[Start of STORED RECORDS]

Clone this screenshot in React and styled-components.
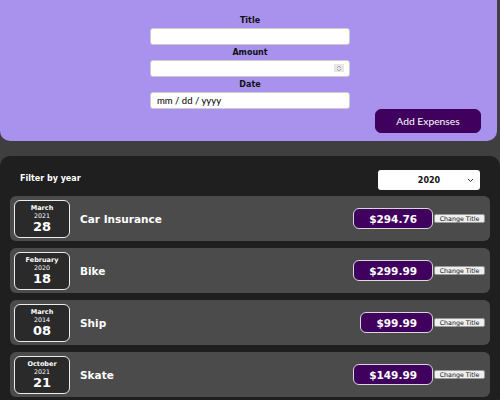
import React from 'react'
import styled, { createGlobalStyle } from "styled-components";

const GlobalStyle = createGlobalStyle`
    body{
        margin:0;
        background:#3f3f3f;
        font-family:"DejaVu Sans", sans-serif;
    }
    *{
        box-sizing:border-box;
    }
`

const expenses = [
    { id: 'e1', title: 'Car Insurance', amount: '294.76', month: 'March', year: '2021', day: '28' },
    { id: 'e2', title: 'Bike', amount: '299.99', month: 'February', year: '2020', day: '18' },
    { id: 'e3', title: 'Ship', amount: '99.99', month: 'March', year: '2014', day: '08' },
    { id: 'e4', title: 'Skate', amount: '149.99', month: 'October', year: '2021', day: '21' },
]

const ExpenseDate = ({ month, year, day }) => (
    <DateBox>
        <Month>{month}</Month>
        <Year>{year}</Year>
        <Day>{day}</Day>
    </DateBox>
)

const ExpenseItem = ({ item }) => (
    <Item>
        <ExpenseDate month={item.month} year={item.year} day={item.day} />
        <ItemTitle>{item.title}</ItemTitle>
        <Price>${item.amount}</Price>
        <SmallButton>Change Title</SmallButton>
    </Item>
)

const App = () => {
    return (
        <Page>
            <GlobalStyle />
            <NewExpense>
                <Controls>
                    <Control>
                        <Label>Title</Label>
                        <Input type="text" />
                    </Control>
                    <Control>
                        <Label>Amount</Label>
                        <InputWrap>
                            <Input type="text" />
                            <Spinner>
                                <svg width="6" height="7" viewBox="0 0 6 7">
                                    <path d="M1 3 L3 1 L5 3 M1 4 L3 6 L5 4" fill="none" stroke="#9a9a9a" strokeWidth="0.8" />
                                </svg>
                            </Spinner>
                        </InputWrap>
                    </Control>
                    <Control>
                        <Label>Date</Label>
                        <DateField>mm / dd / yyyy</DateField>
                    </Control>
                </Controls>
                <Actions>
                    <AddButton>Add Expenses</AddButton>
                </Actions>
            </NewExpense>
            <Expenses>
                <FilterRow>
                    <FilterLabel>Filter by year</FilterLabel>
                    <Select>
                        <span>2020</span>
                        <svg width="7" height="5" viewBox="0 0 7 5">
                            <path d="M1 1 L3.5 3.5 L6 1" fill="none" stroke="#333" strokeWidth="1" />
                        </svg>
                    </Select>
                </FilterRow>
                <List>
                    {expenses.map(item => <ExpenseItem key={item.id} item={item} />)}
                </List>
            </Expenses>
        </Page>
    )
}

export default App

const Page = styled.div`
    width:500px;
    height:400px;
    overflow:hidden;
`
const NewExpense = styled.div`
    background:#a892ee;
    width:500px;
    height:141px;
    padding:13px 19px 0;
    border-radius:0 0 10px 10px;
    clip-path:inset(0 3px 0 0 round 0 0 10px 0);
`
const Controls = styled.div`
    display:flex;
    flex-direction:column;
    align-items:center;
`
const Control = styled.div`
    display:flex;
    flex-direction:column;
    align-items:center;
    width:200px;
`
const Label = styled.label`
    font-size:8px;
    font-weight:bold;
    color:#111;
    line-height:15px;
    height:15px;
`
const InputWrap = styled.div`
    position:relative;
    width:100%;
`
const Input = styled.input`
    width:100%;
    height:17px;
    border:1px solid #ccc;
    border-radius:3px;
    background:#fff;
    outline:0;
    padding:0 6px;
    display:block;
`
const Spinner = styled.div`
    position:absolute;
    right:6px;
    top:4px;
    width:10px;
    height:8px;
    background:#e6e6e6;
    display:flex;
    align-items:center;
    justify-content:center;
`
const DateField = styled.div`
    width:100%;
    height:17px;
    border:1px solid #ccc;
    border-radius:3px;
    background:#fff;
    padding:0 6px;
    font-family:"Lato", sans-serif;
    font-size:9.5px;
    font-weight:500;
    color:#111;
    display:flex;
    align-items:center;
`
const Actions = styled.div`
    display:flex;
    justify-content:flex-end;
`
const AddButton = styled.button`
    width:106px;
    height:24px;
    background:#40005d;
    border:1px solid #40005d;
    border-radius:6px;
    color:#fff;
    font-family:"Lato", sans-serif;
    font-size:10.3px;
    cursor:pointer;
`
const Expenses = styled.div`
    background:#1f1f1f;
    margin-top:15px;
    padding:14px 10px 10px;
    border-radius:10px;
`
const FilterRow = styled.div`
    display:flex;
    align-items:center;
    justify-content:space-between;
    padding:0 10px;
`
const FilterLabel = styled.label`
    color:#fff;
    font-size:8px;
    font-weight:bold;
    padding-bottom:4px;
`
const Select = styled.div`
    width:102px;
    height:20px;
    background:#fff;
    border-radius:3px;
    display:flex;
    align-items:center;
    justify-content:center;
    position:relative;
    font-size:8px;
    font-weight:bold;
    color:#111;
    svg{
        position:absolute;
        right:6px;
        top:8px;
    }
`
const List = styled.div`
    display:flex;
    flex-direction:column;
    gap:7px;
    margin-top:6px;
`
const Item = styled.div`
    display:flex;
    align-items:center;
    height:45px;
    padding:3px 5px 3px 4px;
    background:#4b4b4b;
    border-radius:6px;
`
const DateBox = styled.div`
    width:56px;
    height:38px;
    display:flex;
    flex-direction:column;
    align-items:center;
    justify-content:center;
    background:#2a2a2a;
    border:1px solid #ececec;
    border-radius:6px;
    color:#fff;
`
const Month = styled.div`
    font-size:6.5px;
    font-weight:bold;
    line-height:8px;
`
const Year = styled.div`
    font-size:6.3px;
    line-height:7px;
    color:#fff;
`
const Day = styled.div`
    font-size:13px;
    font-weight:bold;
    line-height:15px;
`
const ItemTitle = styled.h2`
    flex:1;
    margin:0 0 0 10px;
    font-size:10.5px;
    color:#fff;
`
const Price = styled.div`
    height:21px;
    padding:0 15px;
    display:flex;
    align-items:center;
    background:#40005d;
    border:1px solid #d8d8d8;
    border-radius:6px;
    color:#fff;
    font-size:10.5px;
    font-weight:bold;
`
const SmallButton = styled.button`
    width:51px;
    height:9px;
    padding:0;
    margin-left:1px;
    font-family:"DejaVu Sans", sans-serif;
    font-size:6.3px;
    line-height:7px;
    color:#111;
    background:#efefef;
    border:1px solid #999;
    border-radius:2px;
`
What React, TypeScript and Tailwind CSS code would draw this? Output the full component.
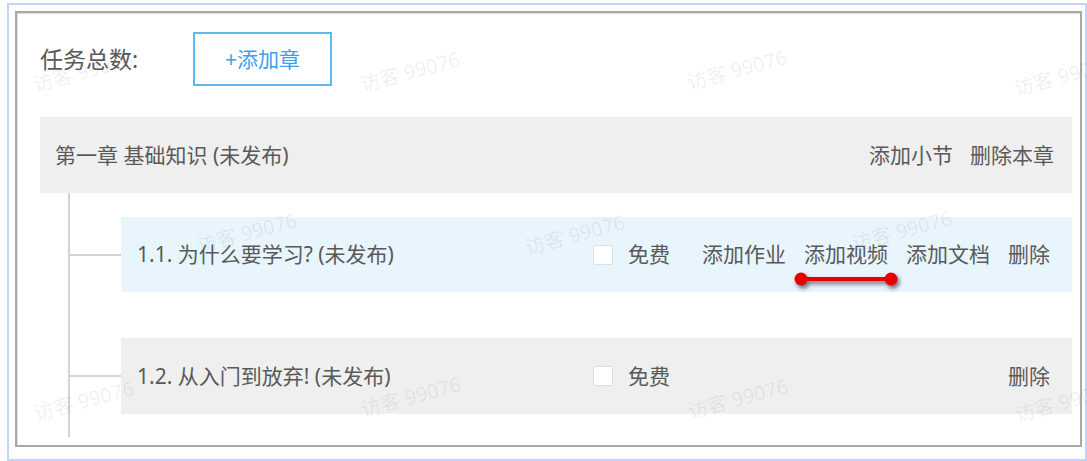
import React from "react";

const marks = [
  "left-[83px] top-[72px]",
  "left-[410px] top-[72px]",
  "left-[737px] top-[70px]",
  "left-[1064px] top-[76px]",
  "left-[247px] top-[233px]",
  "left-[575px] top-[235px]",
  "left-[902px] top-[231px]",
  "left-[84px] top-[401px]",
  "left-[411px] top-[397px]",
  "left-[738px] top-[399px]",
  "left-[1065px] top-[402px]",
];

function Section({
  title,
  actions,
  tinted,
  tall,
}: {
  title: string;
  actions: string[];
  tinted?: boolean;
  tall?: boolean;
}) {
  return (
    <div className="flex items-center">
      <div className="w-[51px] h-[2px] bg-[#d4d4d4]" />
      <div
        className={`flex-1 flex items-center text-[21px] ${tall ? "h-[76px]" : "h-[75px]"} ${
          tinted ? "bg-[#e8f5fd]" : "bg-[#efefef]"
        }`}
      >
        <div className="w-[472px] pl-4 whitespace-nowrap">{title}</div>
        <span className="w-5 h-5 bg-white border border-[#dcdfe6] rounded-[2px]" />
        <span className="ml-[15px]">免费</span>
        <div className="flex-1 flex justify-end gap-[18px] pr-[22px]">
          {actions.map((a) => (
            <span key={a} className="cursor-pointer whitespace-nowrap">
              {a}
            </span>
          ))}
        </div>
      </div>
    </div>
  );
}

export default function App() {
  return (
    <div className="relative w-[1087px] h-[461px] overflow-hidden bg-white pt-[3px] pl-[7px] font-['Noto_Sans','Noto_Sans_CJK_SC',sans-serif] text-[#595959] leading-none">
      <div className="w-[1080px] h-[458px] border-2 border-[#c4d3f6] pt-[6px] pl-[6px]">
        <div className="w-[1067px] h-[436px] border-2 border-[#a9a9a9] shadow-[inset_1px_1px_0_#dedede] pt-[19px] pl-[23px] pr-[8px]">
          <div className="flex items-center h-[54px]">
            <div className="w-[153px] text-[23px]">任务总数:</div>
            <button className="w-[139px] h-[54px] border-2 border-[#5db7f2] text-[#3c9ff0] text-[21px] bg-white">
              +添加章
            </button>
          </div>

          <div className="mt-[31px] h-[76px] bg-[#efefef] flex items-center pl-[15px] pr-[18px] text-[21px]">
            <span>第一章 基础知识 (未发布)</span>
            <div className="ml-auto flex gap-[17px]">
              <span>添加小节</span>
              <span>删除本章</span>
            </div>
          </div>

          <div className="ml-[28px] border-l-2 border-[#d4d4d4] pt-[24px] pb-[23px] flex flex-col gap-[46px]">
            <Section
              title="1.1. 为什么要学习? (未发布)"
              actions={["添加作业", "添加视频", "添加文档", "删除"]}
              tinted
            />
            <Section title="1.2. 从入门到放弃! (未发布)" actions={["删除"]} tall />
          </div>
        </div>
      </div>

      {marks.map((m) => (
        <span
          key={m}
          className={`absolute ${m} -translate-x-1/2 -translate-y-1/2 -rotate-[15deg] text-[20px] text-black/[0.07] whitespace-nowrap pointer-events-none`}
        >
          访客 99076
        </span>
      ))}

      <svg
        className="absolute left-[790px] top-[268px] drop-shadow-[2px_3px_2px_rgba(0,0,0,0.55)]"
        width="114"
        height="24"
        viewBox="0 0 114 24"
      >
        <line x1="11" y1="11" x2="101" y2="11" stroke="#e60000" strokeWidth="4" />
        <circle cx="11" cy="11" r="6.5" fill="#e60000" />
        <circle cx="101" cy="11" r="6.5" fill="#e60000" />
      </svg>
    </div>
  );
}
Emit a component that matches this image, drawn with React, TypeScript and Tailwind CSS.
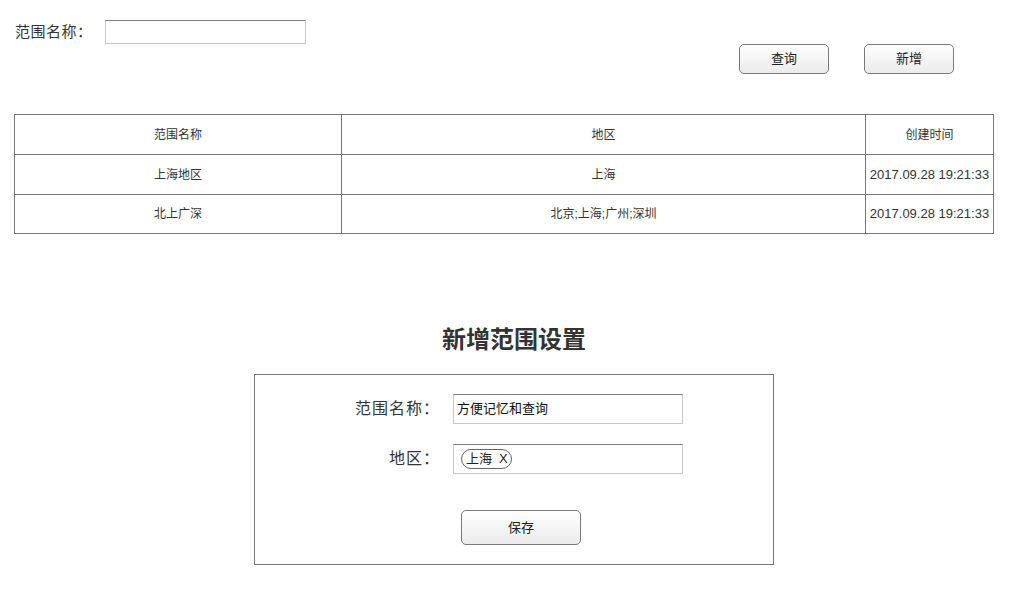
import React from "react";

const font = { fontFamily: '"Liberation Sans", "Noto Sans CJK SC", sans-serif' };

function Btn({ children, cls }: { children: React.ReactNode; cls: string }) {
  return (
    <button
      className={`flex items-center justify-center rounded-[5px] border border-[#7a7a7a] bg-gradient-to-b from-[#ffffff] to-[#ebebeb] text-[13px] text-[#222] ${cls}`}
    >
      {children}
    </button>
  );
}

const rows = [
  { name: "上海地区", area: "上海", time: "2017.09.28 19:21:33" },
  { name: "北上广深", area: "北京;上海;广州;深圳", time: "2017.09.28 19:21:33" },
];

export default function App() {
  return (
    <div style={font} className="w-[1022px] h-[600px] bg-white text-[#333] overflow-hidden">
      <div className="flex items-center pt-[20px] pl-[15px]">
        <span className="w-[90px] text-[15px] leading-[24px] text-[#333] tracking-[0.5px]">范围名称：</span>
        <div className="w-[201px] h-[24px] border border-[#c8c8c8] border-t-[#808080]" />
      </div>
      <div className="flex justify-end gap-[35px] pr-[68px]">
        <Btn cls="w-[90px] h-[30px]">查询</Btn>
        <Btn cls="w-[90px] h-[30px]">新增</Btn>
      </div>
      <div className="mt-[40px] ml-[14px] w-[980px] border border-[#777] text-[12px] text-[#333]">
        <div className="grid grid-cols-[327px_524px_1fr] h-[39px] items-stretch">
          <div className="flex items-center justify-center border-r border-[#777]">范围名称</div>
          <div className="flex items-center justify-center border-r border-[#777]">地区</div>
          <div className="flex items-center justify-center">创建时间</div>
        </div>
        {rows.map((r, i) => (
          <div
            key={r.name}
            className={`grid grid-cols-[327px_524px_1fr] border-t border-[#777] ${i === rows.length - 1 ? "h-[39px]" : "h-[40px]"}`}
          >
            <div className="flex items-center justify-center border-r border-[#777]">{r.name}</div>
            <div className="flex items-center justify-center border-r border-[#777]">{r.area}</div>
            <div className="flex items-center justify-center text-[13px]">{r.time}</div>
          </div>
        ))}
      </div>
      <div className="mt-[90px] pl-[6px] text-center text-[24px] font-bold leading-[32px] text-[#333]">新增范围设置</div>
      <div className="mt-[18px] ml-[254px] w-[520px] h-[191px] border border-[#777] pt-[19px]">
        <div className="flex items-center">
          <div className="w-[185px] text-right text-[16px] text-[#333] tracking-[1px]">范围名称：</div>
          <div className="ml-[13px] w-[230px] h-[30px] flex items-center pl-[3px] border border-[#c8c8c8] border-t-[#808080] text-[13px] text-[#111]">
            方便记忆和查询
          </div>
        </div>
        <div className="flex items-center mt-[20px]">
          <div className="w-[185px] text-right text-[16px] text-[#333] tracking-[1px]">地区：</div>
          <div className="ml-[13px] w-[230px] h-[30px] flex items-center pl-[7px] border border-[#c8c8c8] border-t-[#808080]">
            <span className="flex items-center h-[20px] w-[51px] rounded-full border border-[#666] pl-[4px] text-[13px] text-[#222]">
              上海<span className="ml-[7px]">X</span>
            </span>
          </div>
        </div>
        <div className="mt-[36px] pl-[206px]">
          <Btn cls="w-[120px] h-[35px]">保存</Btn>
        </div>
      </div>
    </div>
  );
}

[End of STORED RECORDS]

**SET EXERCISE**
Check each line of the records for the word "this", and show the lines that contain it.

**TASK RESPONSE**
Clone this screenshot in React and styled-components.
What React, TypeScript and Tailwind CSS code would draw this? Output the full component.
Emit a component that matches this image, drawn with React, TypeScript and Tailwind CSS.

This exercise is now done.